» WHAT THE EXERCISE ASKS
Quote the whole listing exactly. Leave the pictures out of your copy.

══ GIVEN MATERIAL ══

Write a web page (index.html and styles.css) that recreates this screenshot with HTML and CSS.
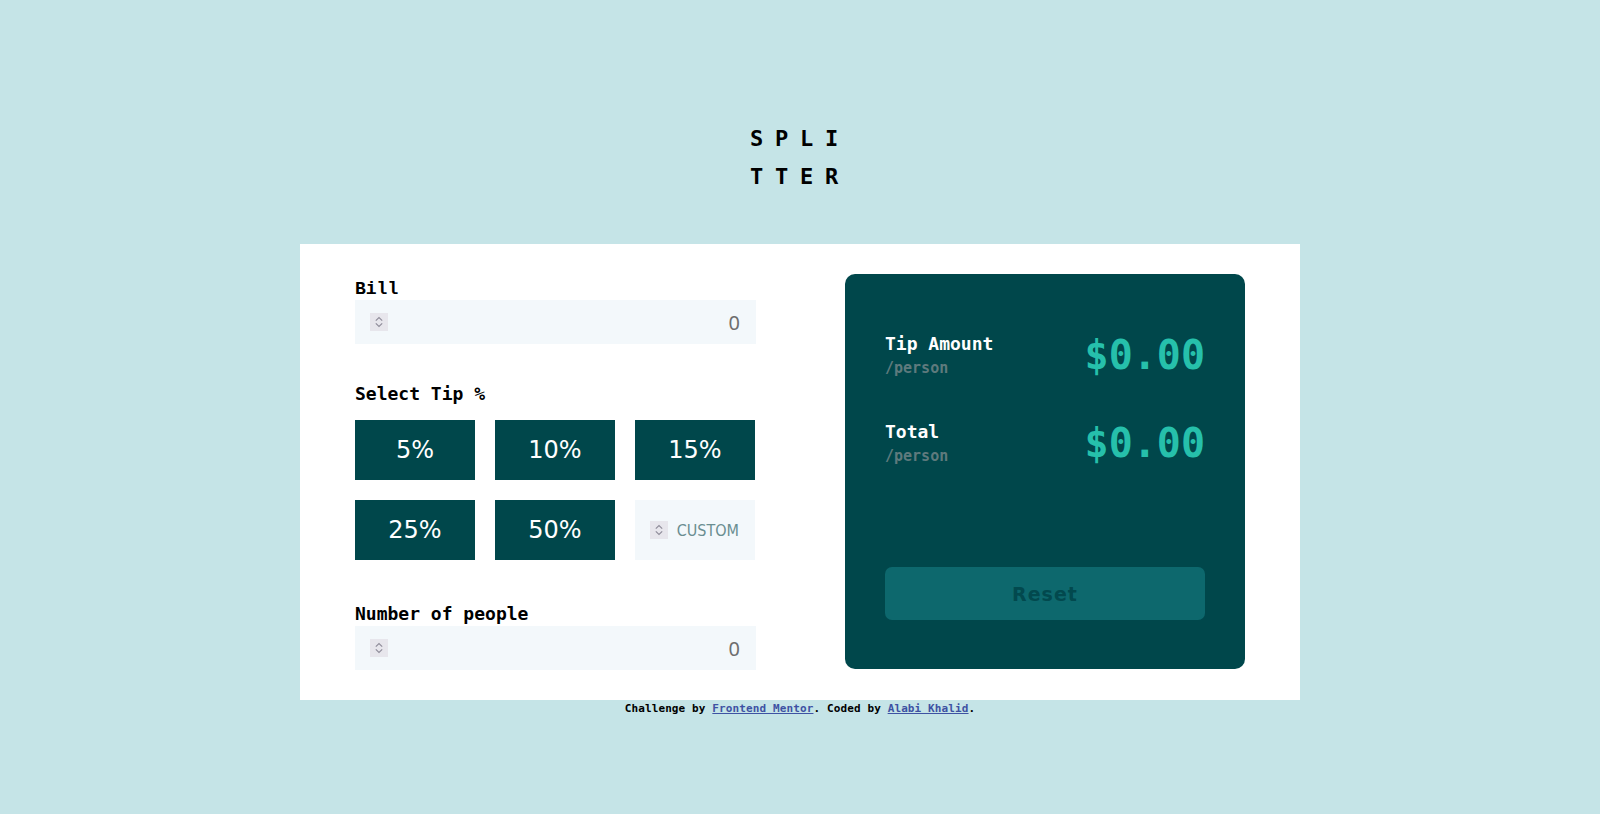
FILE: index.html
```html
<!DOCTYPE html>
<html lang="en">
<head>
<meta charset="utf-8">
<title>Splitter</title>
<link rel="stylesheet" href="styles.css">
</head>
<body>
<main class="page">
  <h1 class="logo">SPLITTER</h1>
  <section class="card">
    <form class="inputs">
      <label class="label label-bill" for="bill">Bill</label>
      <div class="field">
        <svg class="spin" viewBox="0 0 18 18" aria-hidden="true"><rect width="18" height="18" fill="#e7e6ec"/><path d="M5.8 7.6 L9 4.6 L12.2 7.6 M5.8 10.4 L9 13.4 L12.2 10.4" fill="none" stroke="#8f8d9a" stroke-width="1.2"/></svg>
        <input class="num" id="bill" type="number" dir="rtl" placeholder="0">
      </div>

      <p class="label label-tip">Select Tip %</p>
      <div class="tips">
        <button type="button" class="tip">5%</button>
        <button type="button" class="tip">10%</button>
        <button type="button" class="tip">15%</button>
        <button type="button" class="tip">25%</button>
        <button type="button" class="tip">50%</button>
        <div class="field custom">
          <svg class="spin" viewBox="0 0 18 18" aria-hidden="true"><rect width="18" height="18" fill="#e7e6ec"/><path d="M5.8 7.6 L9 4.6 L12.2 7.6 M5.8 10.4 L9 13.4 L12.2 10.4" fill="none" stroke="#8f8d9a" stroke-width="1.2"/></svg>
          <input class="num num-custom" type="number" dir="rtl" placeholder="CUSTOM">
        </div>
      </div>

      <label class="label label-people" for="people">Number of people</label>
      <div class="field">
        <svg class="spin" viewBox="0 0 18 18" aria-hidden="true"><rect width="18" height="18" fill="#e7e6ec"/><path d="M5.8 7.6 L9 4.6 L12.2 7.6 M5.8 10.4 L9 13.4 L12.2 10.4" fill="none" stroke="#8f8d9a" stroke-width="1.2"/></svg>
        <input class="num" id="people" type="number" dir="rtl" placeholder="0">
      </div>
    </form>

    <div class="panel">
      <div class="row">
        <div class="row-text">
          <p class="row-title">Tip Amount</p>
          <p class="row-sub">/person</p>
        </div>
        <p class="amount">$0.00</p>
      </div>
      <div class="row row-total">
        <div class="row-text">
          <p class="row-title">Total</p>
          <p class="row-sub">/person</p>
        </div>
        <p class="amount">$0.00</p>
      </div>
      <button type="button" class="reset">Reset</button>
    </div>
  </section>
  <footer class="attribution">
    Challenge by <a href="#">Frontend Mentor</a>. Coded by <a href="#">Alabi Khalid</a>.
  </footer>
</main>
</body>
</html>
```

FILE: styles.css
```css
* {
  box-sizing: border-box;
}

body {
  margin: 0;
  background: #c5e4e7;
  font-family: "DejaVu Sans Mono", monospace;
  color: #000;
}

p {
  margin: 0;
}

.page {
  display: flex;
  flex-direction: column;
  align-items: center;
  padding-top: 120px;
}

.logo {
  margin: 0 0 48px;
  width: 110px;
  font-family: "DejaVu Sans Mono", monospace;
  font-size: 22px;
  font-weight: 700;
  line-height: 38px;
  letter-spacing: 11.8px;
  text-align: center;
  word-break: break-all;
}

.card {
  width: 1000px;
  background: #fff;
  padding: 30px 55px 30px;
  display: flex;
  justify-content: space-between;
  align-items: flex-start;
}

.inputs {
  width: 401px;
  display: flex;
  flex-direction: column;
  padding-top: 5px;
  margin: 0;
}

.label {
  display: block;
  font-size: 18px;
  font-weight: 700;
  line-height: 20px;
}

.label-bill {
  font-family: "Liberation Mono", "Courier New", monospace;
  margin-bottom: 1px;
}

.label-tip {
  margin-top: 40px;
  margin-bottom: 16px;
}

.label-people {
  margin-top: 44px;
  margin-bottom: 2px;
}

.field {
  display: flex;
  align-items: center;
  gap: 8px;
  width: 100%;
  height: 44px;
  background: #f3f8fb;
  padding: 0 16px 0 15px;
}

.spin {
  flex: none;
  width: 18px;
  height: 18px;
  display: block;
}

.num {
  flex: 1;
  min-width: 0;
  height: 100%;
  border: none;
  background: transparent;
  padding: 0;
  font-family: "Noto Sans", "DejaVu Sans", sans-serif;
  font-size: 20px;
  color: #6e6e6e;
  outline: none;
  -moz-appearance: textfield;
}

.num::-webkit-inner-spin-button,
.num::-webkit-outer-spin-button {
  -webkit-appearance: none;
  margin: 0;
}

.num::placeholder {
  color: #6e6e6e;
  opacity: 1;
}

.tips {
  display: grid;
  grid-template-columns: repeat(3, 120px);
  grid-auto-rows: 60px;
  gap: 20px;
}

.tip {
  border: none;
  background: #00474b;
  color: #fff;
  font-family: "DejaVu Sans", sans-serif;
  font-size: 24px;
  padding: 0;
  cursor: pointer;
}

.custom {
  height: 60px;
}

.num-custom {
  font-family: "DejaVu Sans Condensed", "DejaVu Sans", sans-serif;
  font-size: 16px;
}

.num-custom::placeholder {
  color: #6a8e91;
}

.panel {
  width: 400px;
  height: 395px;
  background: #00474b;
  border-radius: 10px;
  padding: 60px 40px 49px;
  display: flex;
  flex-direction: column;
}

.row {
  display: flex;
  justify-content: space-between;
  align-items: flex-start;
}

.row-total {
  margin-top: 45px;
}

.row-title {
  color: #fff;
  font-size: 18px;
  font-weight: 700;
  line-height: 20px;
}

.row-sub {
  margin-top: 5px;
  color: #5e7a7d;
  font-size: 15px;
  font-weight: 700;
  line-height: 18px;
}

.amount {
  margin-top: 1px;
  color: #26c0ab;
  font-size: 40px;
  font-weight: 700;
  line-height: 40px;
}

.reset {
  margin-top: auto;
  height: 53px;
  width: 100%;
  border: none;
  border-radius: 7px;
  background: #0d686d;
  color: #02494e;
  font-family: "DejaVu Sans", sans-serif;
  font-size: 19px;
  font-weight: 700;
  letter-spacing: 1px;
}

.attribution {
  padding-top: 1px;
  font-size: 11px;
  font-weight: 700;
  line-height: 16px;
  letter-spacing: 0.12px;
  text-align: center;
}

.attribution a {
  color: #3e52a3;
}
```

═══

» RESULT OF THE TASK
Write a web page (index.html and styles.css) that recreates this screenshot with HTML and CSS.
FILE: index.html
```html
<!DOCTYPE html>
<html lang="en">
<head>
<meta charset="utf-8">
<title>Splitter</title>
<link rel="stylesheet" href="styles.css">
</head>
<body>
<main class="page">
  <h1 class="logo">SPLITTER</h1>
  <section class="card">
    <form class="inputs">
      <label class="label label-bill" for="bill">Bill</label>
      <div class="field">
        <svg class="spin" viewBox="0 0 18 18" aria-hidden="true"><rect width="18" height="18" fill="#e7e6ec"/><path d="M5.8 7.6 L9 4.6 L12.2 7.6 M5.8 10.4 L9 13.4 L12.2 10.4" fill="none" stroke="#8f8d9a" stroke-width="1.2"/></svg>
        <input class="num" id="bill" type="number" dir="rtl" placeholder="0">
      </div>

      <p class="label label-tip">Select Tip %</p>
      <div class="tips">
        <button type="button" class="tip">5%</button>
        <button type="button" class="tip">10%</button>
        <button type="button" class="tip">15%</button>
        <button type="button" class="tip">25%</button>
        <button type="button" class="tip">50%</button>
        <div class="field custom">
          <svg class="spin" viewBox="0 0 18 18" aria-hidden="true"><rect width="18" height="18" fill="#e7e6ec"/><path d="M5.8 7.6 L9 4.6 L12.2 7.6 M5.8 10.4 L9 13.4 L12.2 10.4" fill="none" stroke="#8f8d9a" stroke-width="1.2"/></svg>
          <input class="num num-custom" type="number" dir="rtl" placeholder="CUSTOM">
        </div>
      </div>

      <label class="label label-people" for="people">Number of people</label>
      <div class="field">
        <svg class="spin" viewBox="0 0 18 18" aria-hidden="true"><rect width="18" height="18" fill="#e7e6ec"/><path d="M5.8 7.6 L9 4.6 L12.2 7.6 M5.8 10.4 L9 13.4 L12.2 10.4" fill="none" stroke="#8f8d9a" stroke-width="1.2"/></svg>
        <input class="num" id="people" type="number" dir="rtl" placeholder="0">
      </div>
    </form>

    <div class="panel">
      <div class="row">
        <div class="row-text">
          <p class="row-title">Tip Amount</p>
          <p class="row-sub">/person</p>
        </div>
        <p class="amount">$0.00</p>
      </div>
      <div class="row row-total">
        <div class="row-text">
          <p class="row-title">Total</p>
          <p class="row-sub">/person</p>
        </div>
        <p class="amount">$0.00</p>
      </div>
      <button type="button" class="reset">Reset</button>
    </div>
  </section>
  <footer class="attribution">
    Challenge by <a href="#">Frontend Mentor</a>. Coded by <a href="#">Alabi Khalid</a>.
  </footer>
</main>
</body>
</html>
```

FILE: styles.css
```css
* {
  box-sizing: border-box;
}

body {
  margin: 0;
  background: #c5e4e7;
  font-family: "DejaVu Sans Mono", monospace;
  color: #000;
}

p {
  margin: 0;
}

.page {
  display: flex;
  flex-direction: column;
  align-items: center;
  padding-top: 120px;
}

.logo {
  margin: 0 0 48px;
  width: 110px;
  font-family: "DejaVu Sans Mono", monospace;
  font-size: 22px;
  font-weight: 700;
  line-height: 38px;
  letter-spacing: 11.8px;
  text-align: center;
  word-break: break-all;
}

.card {
  width: 1000px;
  background: #fff;
  padding: 30px 55px 30px;
  display: flex;
  justify-content: space-between;
  align-items: flex-start;
}

.inputs {
  width: 401px;
  display: flex;
  flex-direction: column;
  padding-top: 5px;
  margin: 0;
}

.label {
  display: block;
  font-size: 18px;
  font-weight: 700;
  line-height: 20px;
}

.label-bill {
  font-family: "Liberation Mono", "Courier New", monospace;
  margin-bottom: 1px;
}

.label-tip {
  margin-top: 40px;
  margin-bottom: 16px;
}

.label-people {
  margin-top: 44px;
  margin-bottom: 2px;
}

.field {
  display: flex;
  align-items: center;
  gap: 8px;
  width: 100%;
  height: 44px;
  background: #f3f8fb;
  padding: 0 16px 0 15px;
}

.spin {
  flex: none;
  width: 18px;
  height: 18px;
  display: block;
}

.num {
  flex: 1;
  min-width: 0;
  height: 100%;
  border: none;
  background: transparent;
  padding: 0;
  font-family: "Noto Sans", "DejaVu Sans", sans-serif;
  font-size: 20px;
  color: #6e6e6e;
  outline: none;
  -moz-appearance: textfield;
}

.num::-webkit-inner-spin-button,
.num::-webkit-outer-spin-button {
  -webkit-appearance: none;
  margin: 0;
}

.num::placeholder {
  color: #6e6e6e;
  opacity: 1;
}

.tips {
  display: grid;
  grid-template-columns: repeat(3, 120px);
  grid-auto-rows: 60px;
  gap: 20px;
}

.tip {
  border: none;
  background: #00474b;
  color: #fff;
  font-family: "DejaVu Sans", sans-serif;
  font-size: 24px;
  padding: 0;
  cursor: pointer;
}

.custom {
  height: 60px;
}

.num-custom {
  font-family: "DejaVu Sans Condensed", "DejaVu Sans", sans-serif;
  font-size: 16px;
}

.num-custom::placeholder {
  color: #6a8e91;
}

.panel {
  width: 400px;
  height: 395px;
  background: #00474b;
  border-radius: 10px;
  padding: 60px 40px 49px;
  display: flex;
  flex-direction: column;
}

.row {
  display: flex;
  justify-content: space-between;
  align-items: flex-start;
}

.row-total {
  margin-top: 45px;
}

.row-title {
  color: #fff;
  font-size: 18px;
  font-weight: 700;
  line-height: 20px;
}

.row-sub {
  margin-top: 5px;
  color: #5e7a7d;
  font-size: 15px;
  font-weight: 700;
  line-height: 18px;
}

.amount {
  margin-top: 1px;
  color: #26c0ab;
  font-size: 40px;
  font-weight: 700;
  line-height: 40px;
}

.reset {
  margin-top: auto;
  height: 53px;
  width: 100%;
  border: none;
  border-radius: 7px;
  background: #0d686d;
  color: #02494e;
  font-family: "DejaVu Sans", sans-serif;
  font-size: 19px;
  font-weight: 700;
  letter-spacing: 1px;
}

.attribution {
  padding-top: 1px;
  font-size: 11px;
  font-weight: 700;
  line-height: 16px;
  letter-spacing: 0.12px;
  text-align: center;
}

.attribution a {
  color: #3e52a3;
}
```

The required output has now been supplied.